**WRITTEN PROBLEM:**
Skip the pictures, please, and write out exactly the lines from the opening of the data through the line containing "const CELL = 7.6;".

**MATERIAL:**
----

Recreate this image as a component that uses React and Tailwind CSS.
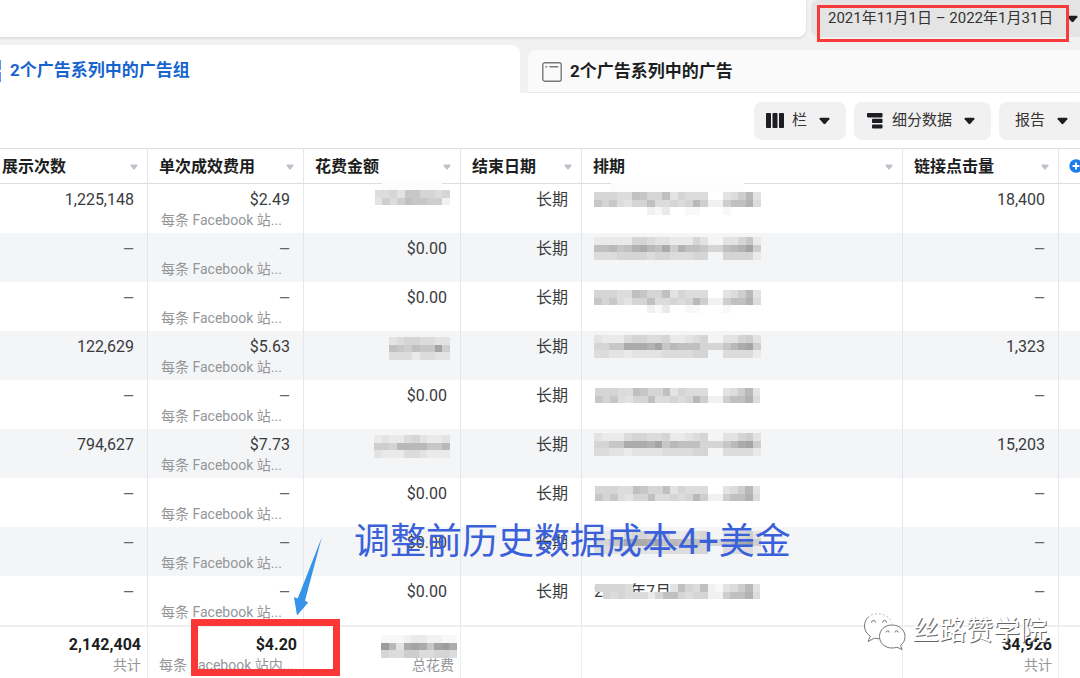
import React from "react";

const FADED = {
  plainTop: "999aa67996b9aaa..ba85b",
  plainLow: "797ab996aa9a958dd8664a",
  plainEdge: ".......dec..ee...e.ff.",
};

const SCHEDULE_PLAIN = [FADED.plainTop, FADED.plainLow];
const SCHEDULE_PLAIN_EDGE = [FADED.plainTop, FADED.plainLow, FADED.plainEdge];
const SCHEDULE_STRIPED = [
  "ccccc99abbccc9b..bb97c",
  "6657643563846679965428",
  "aaa9999a99aaa99..9999c",
];
const SCHEDULE_STRIPED_DARK = [
  "bccca99aa9ccba9..bb98b",
  "9977333427566699975328",
  "aabbcbbbbaaaa99..aaaac",
];
const SCHEDULE_TORN = ["9999a.....b69a6deba85b", ".9a9aaac9669a99dd8664a"];

const SPEND_WIDE = ["aa9b7799a9", "b8a867788d"];
const SPEND_WIDE_STRIPED = ["cbcca9bccb", "8895555775", "bcccaabccc"];
const SPEND_SHORT = ["ba99aabb", "67867728", "aaacaabb"];
const SPEND_TOTAL = ["eeedccddee", "15b3237213", "9aa88aa99a"];

const ROWS = [
  { impressions: "1,225,148", cost: "$2.49", spendMask: SPEND_WIDE, clicks: "18,400", mask: SCHEDULE_PLAIN_EDGE, halo: true },
  { spend: "$0.00", mask: SCHEDULE_STRIPED },
  { spend: "$0.00", mask: SCHEDULE_PLAIN_EDGE },
  { impressions: "122,629", cost: "$5.63", spendMask: SPEND_SHORT, clicks: "1,323", mask: SCHEDULE_STRIPED_DARK },
  { spend: "$0.00", mask: SCHEDULE_PLAIN },
  { impressions: "794,627", cost: "$7.73", spendMask: SPEND_WIDE_STRIPED, clicks: "15,203", mask: SCHEDULE_STRIPED_DARK },
  { spend: "$0.00", mask: SCHEDULE_PLAIN },
  { spend: "$0.00", mask: SCHEDULE_STRIPED_DARK },
  { spend: "$0.00", mask: SCHEDULE_TORN, partial: "2021年7月" },
];

const COLUMNS = ["展示次数", "单次成效费用", "花费金额", "结束日期", "排期", "链接点击量"];

const CELL = 7.6;

function Mosaic({ rows, halo }) {
  const width = rows[0].length * CELL;
  const height = rows.length * CELL;
  return (
    <svg
      className="inline-block overflow-visible align-top"
      width={Math.round(width)}
      height={Math.round(height)}
      viewBox={`0 0 ${width} ${height}`}
      shapeRendering="crispEdges"
      aria-hidden="true"
    >
      {halo && <rect x={width * 0.1} y="-9" width={width * 0.8} height="9" fill="#fcfcfc" />}
      {rows.flatMap((row, y) =>
        [...row].map((c, x) => {
          if (c === ".") return null;
          const v = 150 + parseInt(c, 16) * 7;
          return (
            <rect key={`${x}-${y}`} x={x * CELL} y={y * CELL} width={CELL} height={CELL} fill={`rgb(${v},${v},${v})`} />
          );
        })
      )}
    </svg>
  );
}

function Caret({ small }) {
  return small ? (
    <svg className="shrink-0 text-[#bcc2c9]" width="8" height="6" viewBox="0 0 8 6" aria-hidden="true">
      <path d="M1 .5h6q1 .2.5 1.200L4.700 5.300q-.7.700-1.400 0L.5 1.700Q0 .7 1 .5Z" fill="currentColor" />
    </svg>
  ) : (
    <svg className="shrink-0 text-[#1c1e21]" width="11" height="8" viewBox="0 0 11 8" aria-hidden="true">
      <path d="M1.300.800h8.400q1.300.2.600 1.400L6.400 6.800q-.9.900-1.800 0L.7 2.200Q0 1 1.300.8Z" fill="currentColor" />
    </svg>
  );
}

function Value({ children }) {
  return children ? (
    <div className="text-base leading-5">{children}</div>
  ) : (
    <div className="text-sm leading-5 text-[#606770]">—</div>
  );
}

function ToolButton({ icon, label }) {
  return (
    <button
      type="button"
      className="flex h-[38px] shrink-0 items-center rounded-lg bg-[#f1f1f1] pr-4 pl-3 text-[15px] whitespace-nowrap text-[#333]"
    >
      {icon}
      <span className={icon ? "ml-2" : "ml-1"}>{label}</span>
      <span className="ml-3">
        <Caret />
      </span>
    </button>
  );
}

const line = "border-r border-[#e4e6e9]";
const numeric = `${line} pt-[6px] pr-[13px] text-right align-top`;
const total = "border-t-2 border-r border-[#eceef0] pt-2 pr-[6px] text-right align-top";
const totalNote = "text-sm leading-5 font-normal whitespace-nowrap text-[#939598]";

export default function App() {
  return (
    <div className="relative w-full overflow-hidden bg-[#f1f1f1] font-[Roboto,'Noto_Sans_CJK_SC',sans-serif] text-[#3a3b3d]">
      <header className="flex h-[37px] gap-[5px]">
        <input
          aria-label="搜索"
          className="min-w-0 flex-1 rounded-br-lg bg-white px-3 shadow-[0_1px_3px_rgba(0,0,0,0.12)] outline-none"
        />
        <button
          type="button"
          className="flex w-[269px] shrink-0 items-center gap-[14px] rounded-l-lg bg-[#e4e4e4] pl-[17px] text-[15px] whitespace-nowrap text-[#333]"
        >
          <span>2021年11月1日 – 2022年1月31日</span>
          <Caret />
        </button>
      </header>

      <nav className="mt-2 flex h-12 items-end gap-2">
        <button
          type="button"
          className="flex h-full w-[520px] shrink-0 items-center gap-2 rounded-tr-lg bg-white pt-[3px] text-[17px] font-bold text-[#1763cf]"
        >
          <svg width="2" height="22" viewBox="0 0 2 22" aria-hidden="true">
            <path d="M0 0h1v10H0zM0 12h1v10H0z" fill="#5b97f0" />
          </svg>
          2个广告系列中的广告组
        </button>
        <button
          type="button"
          className="flex h-[43px] min-w-0 flex-1 items-center gap-2 rounded-tl-lg border-b border-[#e6e6e6] bg-[#fafafa] pt-[2px] pl-[14px] text-[17px] font-bold whitespace-nowrap text-[#1c1e21]"
        >
          <svg width="20" height="20" viewBox="0 0 20 20" fill="none" stroke="#77797c" aria-hidden="true">
            <rect x="0.800" y="0.800" width="18.400" height="18.400" rx="2" strokeWidth="1.400" />
            <path d="M3.500 4.700h1.600M7.500 4.700h8.800" strokeWidth="1.500" />
          </svg>
          2个广告系列中的广告
        </button>
      </nav>

      <main className="bg-white">
        <div className="flex h-[55px] items-center justify-end gap-2 overflow-hidden">
          <ToolButton
            label="栏"
            icon={
              <svg width="18" height="15" viewBox="0 0 18 15" fill="#1c1e21" aria-hidden="true">
                <rect width="5" height="15" rx="0.800" />
                <rect x="6.500" width="5" height="15" rx="0.800" />
                <rect x="13" width="5" height="15" rx="0.800" />
              </svg>
            }
          />
          <ToolButton
            label="细分数据"
            icon={
              <svg width="18" height="16" viewBox="0 0 18 16" fill="#1c1e21" aria-hidden="true">
                <rect x="1" y="0" width="15.500" height="4.400" rx="0.800" />
                <rect x="6" y="5.800" width="10.500" height="4.200" rx="0.800" />
                <rect x="6" y="11.400" width="10.500" height="4.200" rx="0.800" />
              </svg>
            }
          />
          <div className="w-[81px] shrink-0">
            <ToolButton label="报告" />
          </div>
        </div>

        <table className="w-full table-fixed border-separate border-spacing-0">
          <colgroup>
            <col className="w-[148px]" />
            <col className="w-[156px]" />
            <col className="w-[157px]" />
            <col className="w-[121px]" />
            <col />
            <col className="w-[156px]" />
            <col className="w-[21px]" />
          </colgroup>
          <thead>
            <tr className="h-9">
              {COLUMNS.map((name, i) => (
                <th
                  key={name}
                  scope="col"
                  className={`border-t border-r border-b border-t-[#dadde1] border-r-[#e4e6e9] border-b-[#dadde1] p-0 pt-[2px] pr-[9px] text-base font-bold text-[#1c1e21] ${i === 0 ? "pl-[2px]" : "pl-[11px]"}`}
                >
                  <div className="flex items-center justify-between leading-5">
                    {name}
                    <Caret small />
                  </div>
                </th>
              ))}
              <th scope="col" className="overflow-hidden border-t border-b border-[#dadde1] p-0 pl-[10px]">
                <button type="button" aria-label="添加列" className="block w-[14px]">
                  <svg width="14" height="14" viewBox="0 0 14 14" aria-hidden="true">
                    <circle cx="7" cy="7" r="6.700" fill="#1b7ced" />
                    <path d="M7 3.600v6.800M3.600 7h6.800" stroke="#fff" strokeWidth="1.900" />
                  </svg>
                </button>
              </th>
            </tr>
          </thead>
          <tbody>
            {ROWS.map((row, i) => (
              <tr key={i} className="h-[49px] even:bg-[#f4f5f7]">
                <td className={numeric}>
                  <Value>{row.impressions}</Value>
                </td>
                <td className={numeric}>
                  <Value>{row.cost}</Value>
                  <div className="pl-[13px] text-left text-sm leading-5 whitespace-nowrap text-[#939598]">每条 Facebook 站...</div>
                </td>
                <td className={numeric}>
                  {row.spendMask ? (
                    <div className="-mr-[3px]">
                      <Mosaic rows={row.spendMask} halo={row.halo} />
                    </div>
                  ) : (
                    <Value>{row.spend}</Value>
                  )}
                </td>
                <td className={numeric}>
                  <Value>长期</Value>
                </td>
                <td className={`${line} relative px-3 align-top ${i % 2 ? "pt-1" : "pt-2"}`}>
                  {row.partial && <div className="absolute top-[6px] left-3 text-base leading-5">{row.partial}</div>}
                  <div className="relative">
                    <Mosaic rows={row.mask} halo={row.halo} />
                  </div>
                </td>
                <td className={numeric}>
                  <Value>{row.clicks}</Value>
                </td>
                <td />
              </tr>
            ))}
          </tbody>
          <tfoot className="text-base leading-5 font-bold text-[#1c1e21]">
            <tr className="h-[53px]">
              <td className={total}>
                <div>2,142,404</div>
                <div className={totalNote}>共计</div>
              </td>
              <td className={total}>
                <div>$4.20</div>
                <div className={`${totalNote} pl-[11px] text-left`}>每条 Facebook 站内...</div>
              </td>
              <td className={total}>
                <div className="-mr-[3px] h-5">
                  <Mosaic rows={SPEND_TOTAL} />
                </div>
                <div className={`${totalNote} relative`}>总花费</div>
              </td>
              <td className={total} />
              <td className={total} />
              <td className={total}>
                <div>34,926</div>
                <div className={totalNote}>共计</div>
              </td>
              <td className="border-t-2 border-[#eceef0]" />
            </tr>
          </tfoot>
        </table>
      </main>

      <div className="absolute top-[5px] left-[817px] h-[37px] w-[252px] border-[3px] border-[#f93a3a]" />
      <div className="absolute top-[619px] left-[191px] h-[57px] w-[149px] border-[7px] border-[#fb3636]" />
      <svg className="absolute top-[537px] left-[293px]" width="30" height="79" viewBox="0 0 30 79" aria-hidden="true">
        <path d="M28.800.3 12 63.800l3.200 1.600L4 78.400 1 60l3.700 1.400Z" fill="#3793e8" />
      </svg>
      <p className="absolute top-[520px] left-[354px] text-[36px] leading-[44px] whitespace-nowrap text-[#3a60da]">
        调整前历史数据成本4+美金
      </p>
      <div className="absolute top-[611px] left-[863px] flex items-center gap-[6px]">
        <svg width="43" height="38" viewBox="0 0 43 38" fill="#fff" stroke="#777" strokeWidth="1" aria-hidden="true">
          <path
            d="M15 1.500C7.500 1.500 1.500 6.800 1.500 14c0 4.300 2.300 7.800 5.800 10.200L5 29.500l6.600-3.400c1.400.4 3 .6 4.600.6C15.800 19 21 13.500 29.600 13.200 28.500 6.300 22.500 1.500 15 1.500Z"
            stroke="none"
          />
          <path d="M6 4.500C3 7 1.500 10.300 1.500 14c0 4.300 2.300 7.800 5.800 10.200L5 29.500l6.600-3.400c1.400.4 3 .6 4.600.6" fill="none" />
          <path d="M8 3.200C15 0 25 1.500 28.800 10.500" fill="none" stroke="#bbb" strokeDasharray="2 2" />
          <path d="M29 13C21.800 13 16.500 18 16.500 24.500S21.800 36 29 36c1.800 0 3.400-.2 5-.8l5 2.300-1.400-4.100c2.800-2.200 4.400-5.200 4.400-8.900C42 18 36.200 13 29 13Z" />
          <path d="M8.500 10.500a2 2 0 0 1 4 0M19.500 10.500a2 2 0 0 1 4 0M23 20.500a1.700 1.700 0 0 1 3.400 0M32 20.500a1.700 1.700 0 0 1 3.400 0" fill="none" />
        </svg>
        <span className="text-[27px] leading-10 whitespace-nowrap text-white [text-shadow:1px_1px_0_#666]">丝路赞学院</span>
      </div>
    </div>
  );
}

----

**REPLY TO THE EXERCISE:**
Recreate this image as a component that uses React and Tailwind CSS.
import React from "react";

const FADED = {
  plainTop: "999aa67996b9aaa..ba85b",
  plainLow: "797ab996aa9a958dd8664a",
  plainEdge: ".......dec..ee...e.ff.",
};

const SCHEDULE_PLAIN = [FADED.plainTop, FADED.plainLow];
const SCHEDULE_PLAIN_EDGE = [FADED.plainTop, FADED.plainLow, FADED.plainEdge];
const SCHEDULE_STRIPED = [
  "ccccc99abbccc9b..bb97c",
  "6657643563846679965428",
  "aaa9999a99aaa99..9999c",
];
const SCHEDULE_STRIPED_DARK = [
  "bccca99aa9ccba9..bb98b",
  "9977333427566699975328",
  "aabbcbbbbaaaa99..aaaac",
];
const SCHEDULE_TORN = ["9999a.....b69a6deba85b", ".9a9aaac9669a99dd8664a"];

const SPEND_WIDE = ["aa9b7799a9", "b8a867788d"];
const SPEND_WIDE_STRIPED = ["cbcca9bccb", "8895555775", "bcccaabccc"];
const SPEND_SHORT = ["ba99aabb", "67867728", "aaacaabb"];
const SPEND_TOTAL = ["eeedccddee", "15b3237213", "9aa88aa99a"];

const ROWS = [
  { impressions: "1,225,148", cost: "$2.49", spendMask: SPEND_WIDE, clicks: "18,400", mask: SCHEDULE_PLAIN_EDGE, halo: true },
  { spend: "$0.00", mask: SCHEDULE_STRIPED },
  { spend: "$0.00", mask: SCHEDULE_PLAIN_EDGE },
  { impressions: "122,629", cost: "$5.63", spendMask: SPEND_SHORT, clicks: "1,323", mask: SCHEDULE_STRIPED_DARK },
  { spend: "$0.00", mask: SCHEDULE_PLAIN },
  { impressions: "794,627", cost: "$7.73", spendMask: SPEND_WIDE_STRIPED, clicks: "15,203", mask: SCHEDULE_STRIPED_DARK },
  { spend: "$0.00", mask: SCHEDULE_PLAIN },
  { spend: "$0.00", mask: SCHEDULE_STRIPED_DARK },
  { spend: "$0.00", mask: SCHEDULE_TORN, partial: "2021年7月" },
];

const COLUMNS = ["展示次数", "单次成效费用", "花费金额", "结束日期", "排期", "链接点击量"];

const CELL = 7.6;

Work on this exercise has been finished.